Green pyrotechnics have also failed to draw good response both from sellers and buyers, primarily due to lack of variety, limited stock and high prices.
Last year also, people continued to buy the conventional firecrackers and use them.
According to the Ministry of Earth Sciences' air quality monitor, SAFAR, levels of PM2.5 tiny particulate matter of diameter 2.5 or less than 2.5 microns that can enter deep into the lungs reached as high as 740 at Delhi University.
Delhi's overall air quality index (AQI) stood at 506 at 6.30 pm, according to the System of Air Quality and Weather Forecasting and Research (SAFAR).
The AQI at Pusa, Lodhi Road, Airport Terminal T3, Noida, Mathura Road, Ayanagar, IIT Delhi, Dhirpur, and Chandni Chowk was 491, 432, 464, 674, 428, 482, 460, 555 and 677, respectively, according to SAFAR data.
SAFAR said an increase in the wind speed will help disperse pollutants and the pollution levels are expected to come down by Tuesday.
It had earlier predicted that Delhi's overall AQI would enter the "severe" category between 1 am and 6 am on Monday, primarily due to firecracker emissions, unfavourable weather and a significant spike in stubble burning.
Kuldeep Srivastava, a senior scientist at India Meteorological Department (IMD), said the spike in pollution levels was a result of unfavourable weather trapping pollutants.

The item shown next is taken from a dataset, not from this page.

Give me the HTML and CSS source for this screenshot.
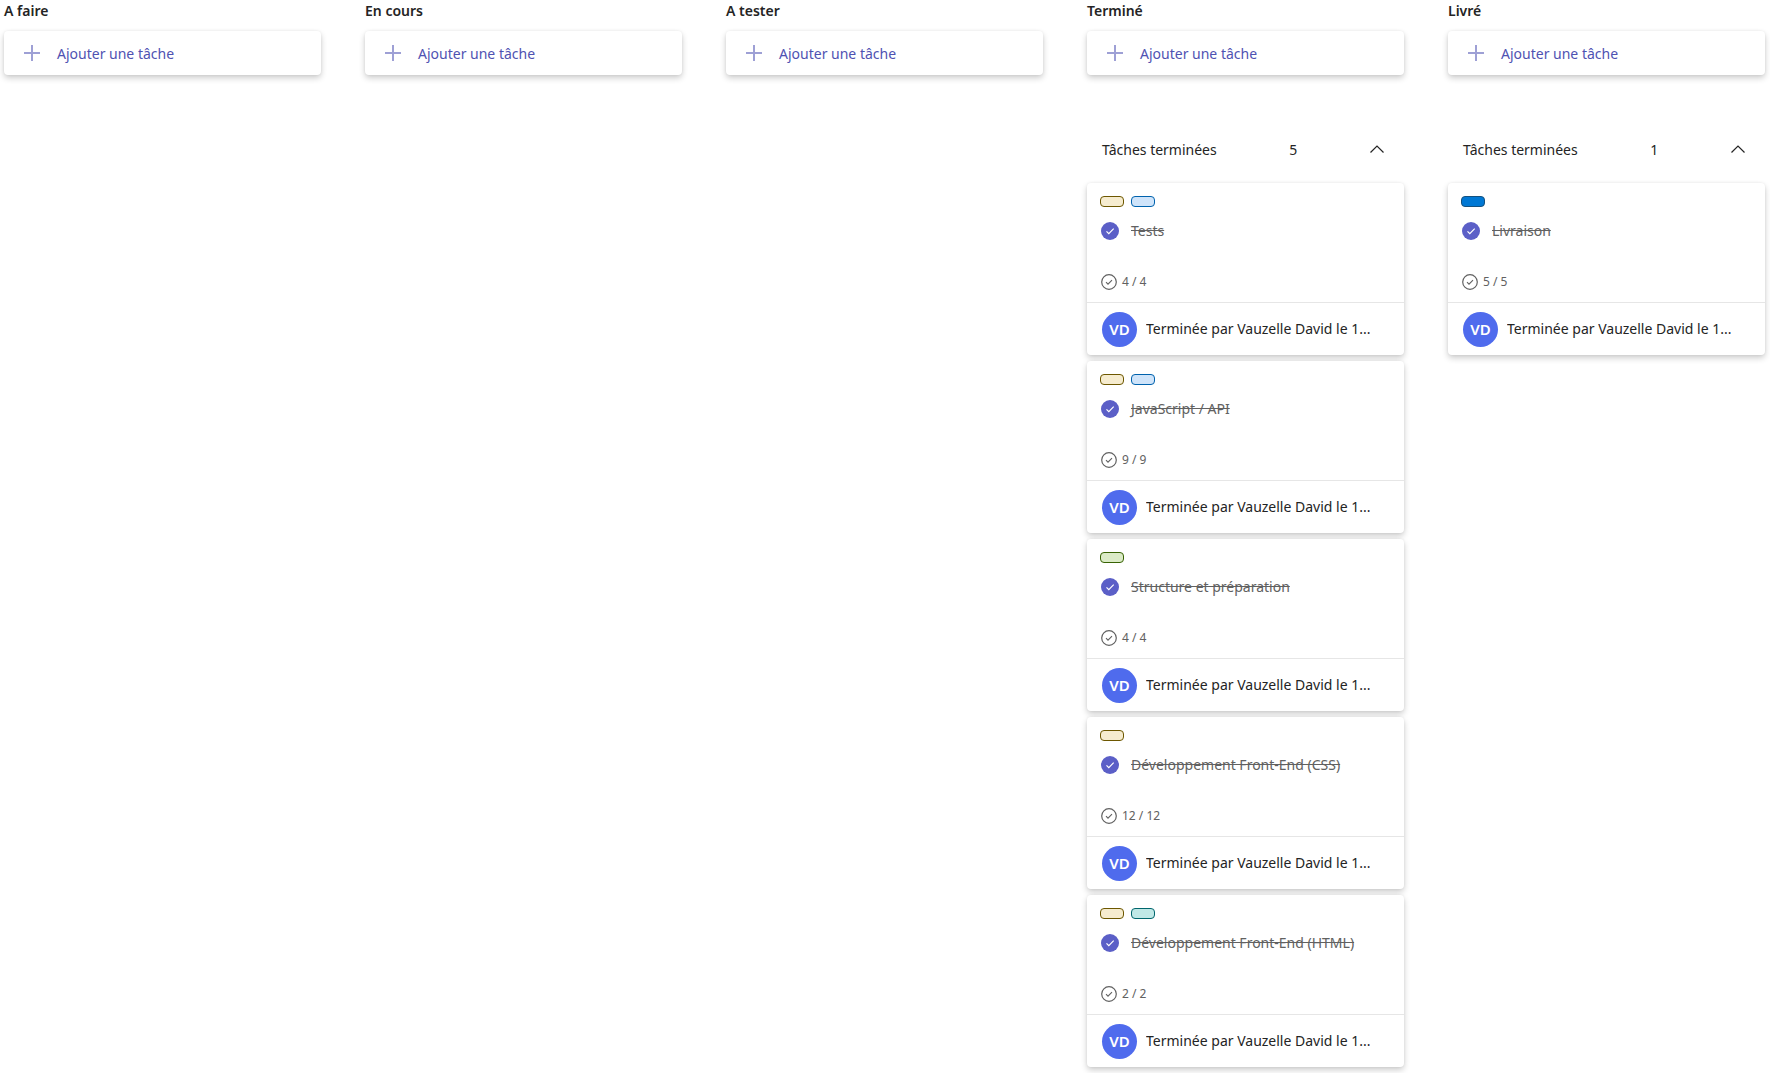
FILE: index.html
```html
<!DOCTYPE html>
<html lang="fr">
<head>
<meta charset="utf-8">
<title>Tableau des tâches</title>
<link rel="stylesheet" href="styles.css">
</head>
<body>
<svg class="sprite" aria-hidden="true">
  <symbol id="plus" viewBox="0 0 16 16"><path d="M8 0v16M0 8h16" fill="none" stroke="currentColor" stroke-width="2" stroke-opacity=".55"/></symbol>
  <symbol id="chevron" viewBox="0 0 14 8"><path d="M.5 7.5 7 1l6.500 6.500" fill="none" stroke="currentColor" stroke-width="1.200"/></symbol>
  <symbol id="tick" viewBox="0 0 18 18"><path d="m5.500 9.300 2.300 2.300 4.900-4.900" fill="none" stroke="#fff" stroke-width="1.200"/></symbol>
  <symbol id="progress" viewBox="0 0 16 16"><circle cx="8" cy="8" r="7.300" fill="none" stroke="currentColor" stroke-width="1.200"/><path d="m5 8.200 2 2 4-4" fill="none" stroke="currentColor" stroke-width="1.100"/></symbol>
</svg>
<main class="board">
  <section class="column">
    <h2 class="column-title">A faire</h2>
    <button class="add" type="button"><svg class="plus"><use href="#plus"/></svg>Ajouter une tâche</button>
  </section>
  <section class="column">
    <h2 class="column-title">En cours</h2>
    <button class="add" type="button"><svg class="plus"><use href="#plus"/></svg>Ajouter une tâche</button>
  </section>
  <section class="column">
    <h2 class="column-title">A tester</h2>
    <button class="add" type="button"><svg class="plus"><use href="#plus"/></svg>Ajouter une tâche</button>
  </section>
  <section class="column">
    <h2 class="column-title">Terminé</h2>
    <button class="add" type="button"><svg class="plus"><use href="#plus"/></svg>Ajouter une tâche</button>
    <button class="toggle" type="button" aria-expanded="true"><span>Tâches terminées</span><span>5</span><svg class="chevron"><use href="#chevron"/></svg></button>
    <div class="cards">
      <article class="card">
        <div class="card-body">
          <div class="tags"><span class="tag tag-gold"></span><span class="tag tag-sky"></span></div>
          <div class="task"><span class="check"><input type="checkbox" id="t1" checked><svg><use href="#tick"/></svg></span><label for="t1">Tests</label></div>
          <div class="progress"><svg><use href="#progress"/></svg>4 / 4</div>
        </div>
        <footer class="card-footer"><span class="avatar">VD</span><span class="done-by">Terminée par Vauzelle David le 1...</span></footer>
      </article>
      <article class="card">
        <div class="card-body">
          <div class="tags"><span class="tag tag-gold"></span><span class="tag tag-sky"></span></div>
          <div class="task"><span class="check"><input type="checkbox" id="t2" checked><svg><use href="#tick"/></svg></span><label for="t2">JavaScript / API</label></div>
          <div class="progress"><svg><use href="#progress"/></svg>9 / 9</div>
        </div>
        <footer class="card-footer"><span class="avatar">VD</span><span class="done-by">Terminée par Vauzelle David le 1...</span></footer>
      </article>
      <article class="card">
        <div class="card-body">
          <div class="tags"><span class="tag tag-green"></span></div>
          <div class="task"><span class="check"><input type="checkbox" id="t3" checked><svg><use href="#tick"/></svg></span><label for="t3">Structure et préparation</label></div>
          <div class="progress"><svg><use href="#progress"/></svg>4 / 4</div>
        </div>
        <footer class="card-footer"><span class="avatar">VD</span><span class="done-by">Terminée par Vauzelle David le 1...</span></footer>
      </article>
      <article class="card">
        <div class="card-body">
          <div class="tags"><span class="tag tag-gold"></span></div>
          <div class="task"><span class="check"><input type="checkbox" id="t4" checked><svg><use href="#tick"/></svg></span><label for="t4">Développement Front-End (CSS)</label></div>
          <div class="progress"><svg><use href="#progress"/></svg>12 / 12</div>
        </div>
        <footer class="card-footer"><span class="avatar">VD</span><span class="done-by">Terminée par Vauzelle David le 1...</span></footer>
      </article>
      <article class="card">
        <div class="card-body">
          <div class="tags"><span class="tag tag-gold"></span><span class="tag tag-teal"></span></div>
          <div class="task"><span class="check"><input type="checkbox" id="t5" checked><svg><use href="#tick"/></svg></span><label for="t5">Développement Front-End (HTML)</label></div>
          <div class="progress"><svg><use href="#progress"/></svg>2 / 2</div>
        </div>
        <footer class="card-footer"><span class="avatar">VD</span><span class="done-by">Terminée par Vauzelle David le 1...</span></footer>
      </article>
    </div>
  </section>
  <section class="column">
    <h2 class="column-title">Livré</h2>
    <button class="add" type="button"><svg class="plus"><use href="#plus"/></svg>Ajouter une tâche</button>
    <button class="toggle" type="button" aria-expanded="true"><span>Tâches terminées</span><span>1</span><svg class="chevron"><use href="#chevron"/></svg></button>
    <div class="cards">
      <article class="card">
        <div class="card-body">
          <div class="tags"><span class="tag tag-blue"></span></div>
          <div class="task"><span class="check"><input type="checkbox" id="t6" checked><svg><use href="#tick"/></svg></span><label for="t6">Livraison</label></div>
          <div class="progress"><svg><use href="#progress"/></svg>5 / 5</div>
        </div>
        <footer class="card-footer"><span class="avatar">VD</span><span class="done-by">Terminée par Vauzelle David le 1...</span></footer>
      </article>
    </div>
  </section>
</main>
</body>
</html>
```

FILE: styles.css
```css
* { box-sizing: border-box; }

body {
  margin: 0;
  background: #fff;
  color: #242424;
  font: 14px/20px "Segoe UI", "Noto Sans", "Open Sans", sans-serif;
}

svg { display: block; flex: none; }
.sprite { display: none; }

.board {
  display: grid;
  grid-template-columns: repeat(5, minmax(0, 1fr));
  gap: 44px;
  padding: 1px 5px 6px 4px;
}

.column-title {
  margin: 0 0 10px;
  font-size: 14px;
  font-weight: 600;
  line-height: 20px;
}

button {
  border: 0;
  background: none;
  color: inherit;
  font: inherit;
  cursor: pointer;
}

.add, .card {
  border-radius: 4px;
  background: #fff;
  box-shadow: 0 3px 6px rgba(0, 0, 0, .2), 0 0 3px rgba(0, 0, 0, .06);
}

.add {
  display: flex;
  align-items: center;
  gap: 17px;
  width: 100%;
  height: 44px;
  padding: 2px 20px 0;
  color: #4f52b2;
}

.plus { width: 16px; height: 16px; margin-bottom: 2px; }

.toggle {
  display: flex;
  align-items: center;
  justify-content: space-between;
  width: 100%;
  height: 44px;
  margin: 53px 0 11px;
  padding: 0 20px 0 15px;
}

.chevron { width: 14px; height: 8px; margin-bottom: 3px; }

.cards {
  display: flex;
  flex-direction: column;
  gap: 6px;
}

.card-body {
  padding: 13px 13px 11px;
  border-bottom: 1px solid #e6e6e6;
}

.tags { display: flex; gap: 7px; }

.tag {
  width: 24px;
  height: 11px;
  border: 1px solid;
  border-radius: 4px;
}

.tag-gold { background: #f6eccf; border-color: #6d5700; }
.tag-sky { background: #cfe4fa; border-color: #0062ad; }
.tag-green { background: #dbebc7; border-color: #386304; }
.tag-teal { background: #c0e8e6; border-color: #00666d; }
.tag-blue { background: #0078d4; border-color: #14517f; }

.task {
  display: flex;
  align-items: center;
  gap: 12px;
  height: 20px;
  margin: 14px 0 32px;
  padding-left: 1px;
  color: #616161;
}

.task label { text-decoration: line-through; }

.check { display: grid; flex: none; }
.check > * { grid-area: 1 / 1; width: 18px; height: 18px; margin: 0; }
.check input { appearance: none; border-radius: 50%; background: #5b5fc7; }
.check svg { z-index: 1; pointer-events: none; }

.progress {
  display: flex;
  align-items: center;
  gap: 5px;
  height: 18px;
  padding-left: 1px;
  color: #616161;
  font-size: 12px;
}

.progress svg { width: 16px; height: 16px; }

.card-footer {
  display: flex;
  align-items: center;
  gap: 9px;
  height: 52px;
  padding: 0 15px;
}

.avatar {
  flex: none;
  width: 35px;
  height: 35px;
  border-radius: 50%;
  background: #4f6bed;
  color: #fff;
  font-size: 15px;
  font-weight: 600;
  line-height: 35px;
  text-align: center;
}

.done-by {
  overflow: hidden;
  white-space: nowrap;
  text-overflow: ellipsis;
}
```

"The wind speed is around 7-8 kilometers per hour and the direction is northwesterly, which is unfavourable. The visibility levels have dropped to around 1,200 metres. Similar weather is likely to prevail over the next two to three days. Only a marginal improvement in air quality is expected," he said.
Last night, people reported violation of the Supreme Court-enforced two-hour window in Malviya Nagar, Lajpat Nagar, Kailash Hills, Burari, Jangpura, Shahdara, Laxmi Nagar, Mayur Vihar, Sarita Vihar, Hari Nagar, New Friends Colony, Hauz Khas, Gautam Nagar, Dwarka among others places.
Residents in Noida, Greater Noida, Gurgaon, Ghaziabad and Faridabad also reported extensive fireworks much beyond the timeframe.
People could also be seen bursting crackers before 8 PM, however, the intensity remained low.